Vamos caminando de tramo en tramo en las distintas etapas que la vida nos brinda, según las estaciones que llenan de frío invernal, de brotes primaverales, de estíos agostadores o de otoñales nostalgias. En cada circunstancia nos encontramos con los retos que desafían nuestra identidad cristiana. Y siempre nos puede acontecer que la dureza del camino termine endureciéndonos el alma.
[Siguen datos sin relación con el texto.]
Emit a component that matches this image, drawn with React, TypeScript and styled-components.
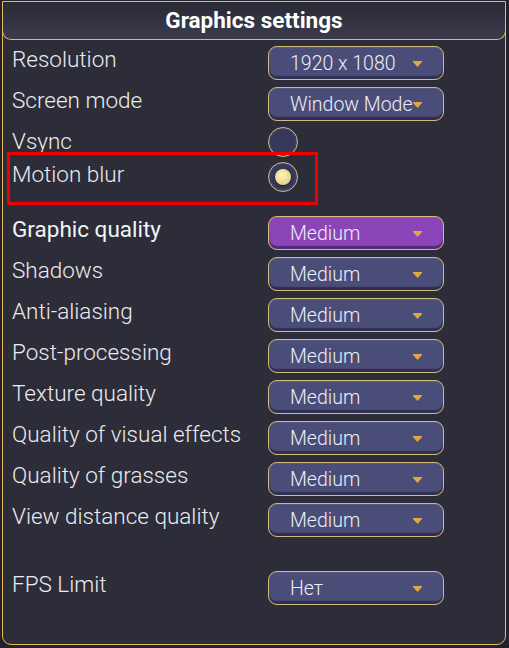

Son tantas las escenas inhumanas que a diario hemos de ver, o escuchar, tanto en el gran escenario del mundo como en el pequeño patio de nuestra casa particular, que acaso nos protegemos parapetándonos en nuestro refugio o trinchera: la indiferencia, la huida, la inhibición, llegan a veces a ser una coraza impenetrable para sacudirnos el reclamo que se nos hace desde heridas y gritos de una humanidad demasiado dolida, confusa y abusada.
Los cristianos estamos llamados a ser en un mundo así el recordatorio viviente de la ternura de Dios, que se nos manifestó en su Hijo como la más bella parábola de misericordia. No es el Dios justiciero y vengativo, el gran gendarme que nos vigila para multarnos y detenernos, sino quien viene a nuestro encuentro esperándonos cada mañana que volvamos de nuestro penúltimo devaneo que nos enfrenta y nos desangra.
El Papa Francisco acaba de convocar un año santo de la misericordia para dentro de unos meses, y en él nos invita a ser ese rostro misericordioso como Iglesia. Ser signo de esa entraña que dibuja el corazón del mismo Dios. Dice el Santo Padre que «la Iglesia tiene la misión de anunciar la misericordia de Dios, corazón palpitante del Evangelio, que por su medio debe alcanzar la mente y el corazón de toda persona… Es determinante para la Iglesia y para la credibilidad de su anuncio que ella viva y testimonie en primera persona la misericordia. Su lenguaje y sus gestos deben transmitir misericordia para penetrar en el corazón de las personas y motivarlas a reencontrar el camino de vuelta al Padre… Por tanto, donde la Iglesia esté presente, allí debe ser evidente la misericordia del Padre. En nuestras parroquias, en las comunidades, en las asociaciones y movimientos, en fin, dondequiera que haya cristianos, cualquiera debería poder encontrar un oasis de misericordia» (Misericordiae vultus, 12).
Es un texto precioso que nos emplaza precisamente a manifestar ese rostro lleno de la bondad paciente con el que nos contempla Dios. No en vano este año se nos ha dado como lema para celebrar la Jornada de la Iglesia Diocesana esta misma impronta que nos debe hacer pensar y revisarnos sobre el testimonio que, de hecho, estamos dando hacia dentro y hacia fuera la comunidad cristiana: «Construyamos una Iglesia signo de la misericordia de Dios».
No significa esto que podamos descuidar o transgredir lo que somos como hijos de Dios e hijos de la Iglesia, y que la larga tradición de una historia a la que pertenecemos nos viene siempre a recordar y comprometer. Pero acaso estemos expresando y exigiéndonos esa misma identidad, de un modo duro e implacable que al final se torna rígido e impecable traicionando la imagen de ese divino rostro que en el nuestro se debería transparentar.
Nuestra Diócesis busca en las cosas concretas esa cercanía solidaria de quien quiere estar al lado de los más necesitados sea cual sea su carencia, sus heridas o su menesterosidad. La lista es inmensa, como es larga la fila de quienes necesitan en su vida una palabra, un gesto y un mensaje que les posibilite la esperanza y les devuelva la alegría. Esta es la encomienda y a esto se nos llama.